Influences of soil moisture and vegetation cover on dust emission using satellite observations
Faisal AlNasser, Abdelghani Chehbouni, Dara Entekhabi
Abstract
This study presents an observational analysis of dust emission co-factors to high winds using remote sensing data across the North Africa and Western Asia dust belt. Co-factors are parameterized in climate and weather models. Observational evidence of their role and functional dependencies advance our capability to model and predict the important role of dust in radiative processes, far-field ecological nutrient transfers, and human health impacts. We use multiple years of high-temporal resolution (hourly) dust plume data, which enables analyses of emission sources, and plume extents. It also allows us to co-locate environmental factors such as wind speed, soil moisture, and vegetation and synchronize them with the time and location of major dust emission events. We focus on the combined effect of these factors in determining the frequency and intensity of dust storms, as well as identifying wind speed thresholds for dust emission at source areas. Key findings reveal wind speed thresholds twice as high as those reported in previous studies. We focus on two case studies to demonstrate the prominence of the co-factors. The case study of the Syrian Desert during the summer of 2022 illustrates the impact of dry soil, strong winds, and declining vegetation cover on the formation of severe dust storms.
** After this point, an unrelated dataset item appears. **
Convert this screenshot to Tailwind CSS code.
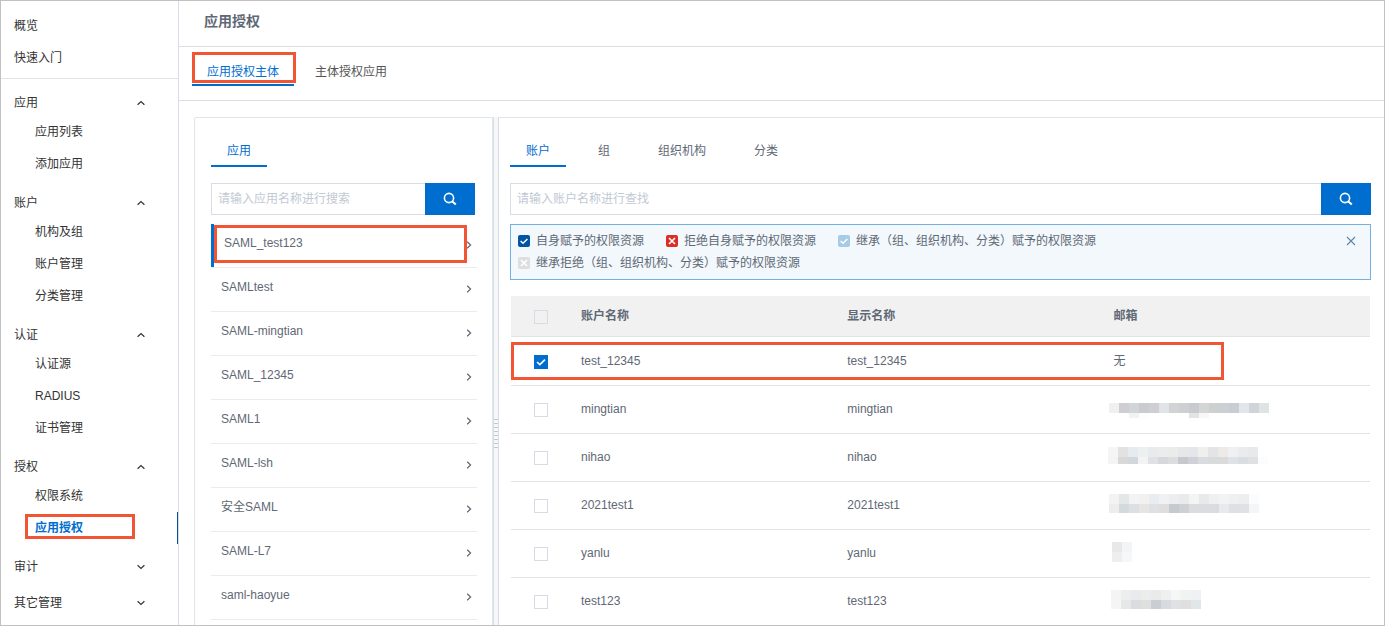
<!DOCTYPE html>
<html lang="zh-CN">
<head>
    <meta charset="UTF-8">
    <meta name="viewport" content="width=device-width, initial-scale=1.0">
    <title>应用授权</title>
    <script src="https://cdn.jsdelivr.net/npm/@tailwindcss/browser@4"></script>
</head>
<body class="h-screen flex overflow-hidden border border-[#c1c1c1] bg-white font-['Liberation_Sans','Noto_Sans_CJK_SC',sans-serif] text-xs text-[#5f6875]">
    <!-- Shared icons -->
    <svg class="hidden">
        <symbol id="chevron" viewBox="0 0 8 8"><path d="M.6 5.8 4 2.6l3.4 3.2" fill="none" stroke="currentColor" stroke-width="1.2"/></symbol>
        <symbol id="arrow" viewBox="0 0 6 8"><path d="M1.2 .8 4.6 4 1.2 7.2" fill="none" stroke="currentColor" stroke-width="1.2"/></symbol>
        <symbol id="search" viewBox="0 0 14 14"><circle cx="6" cy="6" r="4.6" fill="none" stroke="currentColor" stroke-width="1.6"/><path d="m9.4 9.4 3.4 3.2" fill="none" stroke="currentColor" stroke-width="2"/></symbol>
        <symbol id="tick" viewBox="0 0 12 12"><path d="m2.6 6 2.4 2.3 4.4-4.4" fill="none" stroke="#fff" stroke-width="1.4"/></symbol>
        <symbol id="cross" viewBox="0 0 12 12"><path d="m3 3 6 6M9 3 3 9" fill="none" stroke="#fff" stroke-width="1.6"/></symbol>
    </svg>

    <!-- Sidebar -->
    <nav class="w-[178px] shrink-0 border-r border-[#d7dee6] text-[#333]">
        <div class="pt-[9px] pb-1 mb-px border-b border-[#dfe4ea]">
            <a href="#" class="flex items-center h-8 pl-[13px]">概览</a>
            <a href="#" class="flex items-center h-8 pl-[13px]">快速入门</a>
        </div>

        <button class="flex items-center justify-between w-full h-9 pt-2.5 pl-[13px] pr-8">应用<svg class="size-2.5 p-px"><use href="#chevron"/></svg></button>
        <a href="#" class="flex items-center h-8 pl-[34px]">应用列表</a>
        <a href="#" class="flex items-center h-8 pl-[34px]">添加应用</a>

        <button class="flex items-center justify-between w-full h-9 pt-2.5 pl-[13px] pr-8">账户<svg class="size-2.5 p-px"><use href="#chevron"/></svg></button>
        <a href="#" class="flex items-center h-8 pl-[34px]">机构及组</a>
        <a href="#" class="flex items-center h-8 pl-[34px]">账户管理</a>
        <a href="#" class="flex items-center h-8 pl-[34px]">分类管理</a>

        <button class="flex items-center justify-between w-full h-9 pt-2.5 pl-[13px] pr-8">认证<svg class="size-2.5 p-px"><use href="#chevron"/></svg></button>
        <a href="#" class="flex items-center h-8 pl-[34px]">认证源</a>
        <a href="#" class="flex items-center h-8 pl-[34px]">RADIUS</a>
        <a href="#" class="flex items-center h-8 pl-[34px]">证书管理</a>

        <button class="flex items-center justify-between w-full h-9 pt-2.5 pl-[13px] pr-8">授权<svg class="size-2.5 p-px"><use href="#chevron"/></svg></button>
        <a href="#" class="flex items-center h-8 pl-[34px]">权限系统</a>
        <a href="#" class="relative flex items-center h-8 pl-[34px] border-r border-[#0a4c96] font-bold text-[#006ecf]">
            应用授权
            <span class="absolute left-6 top-0.5 w-[110px] h-[25px] border-3 border-[#f15533]"></span>
        </a>

        <button class="flex items-center justify-between w-full h-9 pt-2.5 pl-[13px] pr-8">审计<svg class="size-2.5 p-px rotate-180"><use href="#chevron"/></svg></button>
        <button class="flex items-center justify-between w-full h-9 pt-2.5 pl-[13px] pr-8">其它管理<svg class="size-2.5 p-px rotate-180"><use href="#chevron"/></svg></button>
    </nav>

    <main class="flex-1 min-w-0 flex flex-col">
        <header class="h-[46px] shrink-0 pl-[25px] pb-[5px] flex items-center border-b border-[#dedede]">
            <h1 class="text-sm font-bold">应用授权</h1>
        </header>

        <div class="h-[54px] shrink-0 pl-[13px] pt-2.5 flex items-start gap-1.5 border-b border-[#dedede]">
            <a href="#" class="relative h-[29px] px-[15px] pt-0.5 flex items-center border-b-2 border-[#006ecf] text-[#006ecf]">
                应用授权主体
                <span class="absolute left-0 -top-[5px] w-[104px] h-[31px] border-3 border-[#f15533]"></span>
            </a>
            <a href="#" class="h-[29px] px-[15px] pt-0.5 flex items-center border-b-2 border-transparent text-[#555]">主体授权应用</a>
        </div>

        <div class="flex-1 min-h-0 flex pt-4 pl-[15px]">
            <!-- Application list -->
            <section class="w-[299px] shrink-0 overflow-hidden pl-4 pr-[15px] border border-b-0 border-[#dfe5eb] rounded-t-xs">
                <div class="flex pt-4">
                    <a href="#" class="h-[33px] px-4 pt-0.5 flex items-center border-b-2 border-[#006ecf] text-[#006ecf]">应用</a>
                </div>
                <form class="flex h-8 mt-4 mr-0.5">
                    <input type="text" aria-label="应用名称" placeholder="请输入应用名称进行搜索" class="flex-1 min-w-0 px-1.5 border border-r-0 border-[#d7dde5] placeholder:text-[#c1c9d3] outline-none">
                    <button type="button" aria-label="搜索" class="w-[50px] flex items-center justify-center bg-[#006ecf] text-white"><svg class="size-3.5"><use href="#search"/></svg></button>
                </form>
                <ul id="apps" class="mt-[9px]"></ul>
            </section>

            <!-- Splitter -->
            <div class="w-1.5 shrink-0 pt-[302px] flex flex-col gap-[3px] bg-[#f7f7f7] border-x border-[#d7dee6]">
                <i class="h-px shrink-0 bg-[#c5c8cc]"></i>
                <i class="h-px shrink-0 bg-[#c5c8cc]"></i>
                <i class="h-px shrink-0 bg-[#c5c8cc]"></i>
                <i class="h-px shrink-0 bg-[#c5c8cc]"></i>
                <i class="h-px shrink-0 bg-[#c5c8cc]"></i>
                <i class="h-px shrink-0 bg-[#c5c8cc]"></i>
                <i class="h-px shrink-0 bg-[#c5c8cc]"></i>
                <i class="h-px shrink-0 bg-[#c5c8cc]"></i>
            </div>

            <!-- Accounts -->
            <section class="flex-1 min-w-0 overflow-hidden pl-[11px] pr-[13px] border-t border-[#dfe5eb]">
                <div class="flex gap-4 pt-4">
                    <a href="#" class="h-[33px] px-4 pt-0.5 flex items-center border-b-2 border-[#006ecf] text-[#006ecf]">账户</a>
                    <a href="#" class="h-[33px] px-4 pt-0.5 flex items-center border-b-2 border-transparent">组</a>
                    <a href="#" class="h-[33px] px-4 pt-0.5 flex items-center border-b-2 border-transparent">组织机构</a>
                    <a href="#" class="h-[33px] px-4 pt-0.5 flex items-center border-b-2 border-transparent">分类</a>
                </div>
                <form class="flex h-8 mt-4">
                    <input type="text" aria-label="账户名称" placeholder="请输入账户名称进行查找" class="flex-1 min-w-0 px-1.5 border border-r-0 border-[#d7dde5] placeholder:text-[#c1c9d3] outline-none">
                    <button type="button" aria-label="查找" class="w-[50px] flex items-center justify-center bg-[#006ecf] text-white"><svg class="size-3.5"><use href="#search"/></svg></button>
                </form>

                <div class="mt-[9px] pl-[7px] pr-3.5 py-[5px] flex items-start border border-[#73b1e3] bg-[#f2f8fc]">
                    <div class="flex-1 flex flex-wrap gap-x-[22px] leading-[22px]">
                        <span class="flex items-center gap-1.5"><svg class="size-3 rounded-xs bg-[#0255a5]"><use href="#tick"/></svg>自身赋予的权限资源</span>
                        <span class="flex items-center gap-1.5"><svg class="size-3 rounded-xs bg-[#d93026]"><use href="#cross"/></svg>拒绝自身赋予的权限资源</span>
                        <span class="flex items-center gap-1.5"><svg class="size-3 rounded-xs bg-[#a5cbe7]"><use href="#tick"/></svg>继承（组、组织机构、分类）赋予的权限资源</span>
                        <span class="flex items-center gap-1.5"><svg class="size-3 rounded-xs bg-[#dedede]"><use href="#cross"/></svg>继承拒绝（组、组织机构、分类）赋予的权限资源</span>
                    </div>
                    <button aria-label="关闭" class="h-[22px] flex items-center text-[#5f86a6]"><svg class="size-2.5" viewBox="0 0 10 10"><path d="m1 1 8 8M9 1 1 9" fill="none" stroke="currentColor" stroke-width="1.1"/></svg></button>
                </div>

                <div class="relative mt-4 mx-px">
                    <table class="w-full table-fixed text-left">
                        <thead>
                            <tr class="h-10 bg-[#f1f1f1] border-b border-[#e3e3e3]">
                                <th class="w-[54px] pl-[23px] pt-0.5"><input type="checkbox" aria-label="全选" class="block size-3.5 appearance-none border border-[#d5dce4]"></th>
                                <th class="w-[31%] pl-4">账户名称</th>
                                <th class="w-[31%] pl-4">显示名称</th>
                                <th class="pl-4">邮箱</th>
                            </tr>
                        </thead>
                        <tbody id="accounts"></tbody>
                    </table>
                    <div class="absolute left-0 top-[46px] w-[83%] h-[38px] border-3 border-[#f15533] pointer-events-none"></div>
                </div>
            </section>
        </div>
    </main>

    <script>
        const apps = ['SAML_test123', 'SAMLtest', 'SAML-mingtian', 'SAML_12345', 'SAML1', 'SAML-lsh', '安全SAML', 'SAML-L7', 'saml-haoyue'];

        document.getElementById('apps').innerHTML = apps.map((name, i) => `
            <li class="relative h-11 border-b border-[#ececec]">
                <a href="#" class="${i === 0 ? 'h-full flex items-center justify-between pl-2.5 pr-[5px] pb-0.5 border-l-3 border-[#006ecf]' : 'h-full flex items-center justify-between pl-2.5 pr-[5px] pb-0.5'}">
                    <span class="pb-[3px]">${name}</span>
                    <svg class="w-1.5 h-2"><use href="#arrow"/></svg>
                </a>
                ${i === 0 ? '<span class="absolute left-[3px] top-px w-[253px] h-[38px] border-3 border-[#f15533]"></span>' : ''}
            </li>`).join('');

        // Masked mail addresses: x and y offset, then [row height, ...block colours]
        const accounts = [
            { name: 'test_12345', checked: true },
            { name: 'mingtian', x: 1, y: 7, mask: [
                [10, '#f0f0ee', '#cecdd2', '#d1d4d8', '#c8ccd0', '#cfced3', '#e0e4e8', '#d2d3d4', '#cccfd3', '#c8cace', '#d3d6d6', '#cdd0ce', '#cccfd4', '#c9ccd0', '#e2e6ea', '#d0d4d8', '#dfe3e3'],
                [5, '#fff', '#fff', '#f2f2f2', '#fcfdfe', '#fff', '#fff', '#fff', '#fff', '#e2e3e5', '#f8f8f9']] },
            { name: 'nihao', x: 0, y: 3, mask: [
                [10, '#f5f5f5', '#e2e2e2', '#e6ebef', '#ecf0f1', '#e9eaec', '#ebecee', '#eaecec', '#e6e8e8', '#e3e6ea', '#eeefee', '#e3e4e6', '#ecebe9', '#eff0f2', '#eaebed', '#e8e9eb'],
                [7, '#f3f4f4', '#d8d8d9', '#d3d7db', '#f3f3f3', '#dee1e5', '#d6d7db', '#dcdddf', '#c5c8cd', '#ced1d5', '#d8dbdf', '#d9dbdb', '#d9dad9', '#dfe2e6', '#dadde1', '#dfe0e2', '#fafdff']] },
            { name: '2021test1', x: 1, y: 2, mask: [
                [10, '#f3f3f3', '#e3e7e7', '#f1f3f5', '#f2f1ef', '#e9edf1', '#f0f1f3', '#ecedef', '#e9eaec', '#f3f4f4', '#e8e9eb', '#eff0f2', '#f2f3f5', '#eff1f1', '#edeef0', '#fbfcfe'],
                [9, '#efedeb', '#d4d9db', '#dcdfe3', '#e6e5e3', '#dee0e3', '#dddedd', '#c5cad0', '#cfd0d3', '#dcdcdf', '#dbdce0', '#d8dbdf', '#e8e9ec', '#dfe0e3', '#dfe1e4', '#f5f5f5']] },
            { name: 'yanlu', x: 4, y: 2, mask: [
                [10, '#e7e8e9', '#f3f4f6'],
                [10, '#eeeeee', '#f5f7fa']] },
            { name: 'test123', x: 3, y: 2, mask: [
                [10, '#f4f4f4', '#eceeed', '#e9eaec', '#ebecec', '#e9eaec', '#efefef', '#f5f7f7', '#f1f2f2', '#eff1f2'],
                [9, '#f5f5f5', '#e6e8e7', '#d9dde0', '#dfdfdf', '#cacdd1', '#d7dadf', '#e0e1e4', '#dfdfdf', '#e1e7e9']] }
        ];

        function drawMask({ x, y, mask }) {
            let rects = '';
            for (const [height, ...colors] of mask) {
                colors.forEach((color, i) => {
                    rects += `<rect x="${x + i * 10}" y="${y}" width="10" height="${height}" fill="${color}"/>`;
                });
                y += height;
            }
            return `<svg class="block w-[170px] h-7" shape-rendering="crispEdges">${rects}</svg>`;
        }

        document.getElementById('accounts').innerHTML = accounts.map(account => `
            <tr class="${account.checked ? 'h-[49px] border-b border-[#e3e3e3]' : 'h-12 border-b border-[#e3e3e3]'}">
                <td class="pl-[23px] pt-0.5">
                    <label class="relative block size-3.5">
                        <input type="checkbox" aria-label="${account.name}" ${account.checked ? 'checked' : ''} class="peer block size-3.5 appearance-none border border-[#d5dce4] checked:border-[#006ecf] checked:bg-[#006ecf]">
                        <svg class="absolute inset-0 size-3.5 hidden peer-checked:block"><use href="#tick"/></svg>
                    </label>
                </td>
                <td class="pl-4">${account.name}</td>
                <td class="pl-4">${account.name}</td>
                ${account.mask ? `<td class="pl-2.5 pt-0.5">${drawMask(account)}</td>` : '<td class="pl-4">无</td>'}
            </tr>`).join('');
    </script>
</body>
</html>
Additionally, the case study of the Bodélé Depression demonstrates the influence of reduced wind speed on emission frequency. The findings offer insights into how environmental conditions influence dust emission dynamics, establishing the basis for the development of more accurate dust emission models. • Identifying wind speed thresholds for dust emission in major source regions. • The roles of soil moisture and vegetation on the extent of dust plumes. • Environmental triggers of the severe 2022 Syrian Desert dust storms that affected Iraq. • Assessing the effectiveness of vegetation cover in mitigating dust plume formation.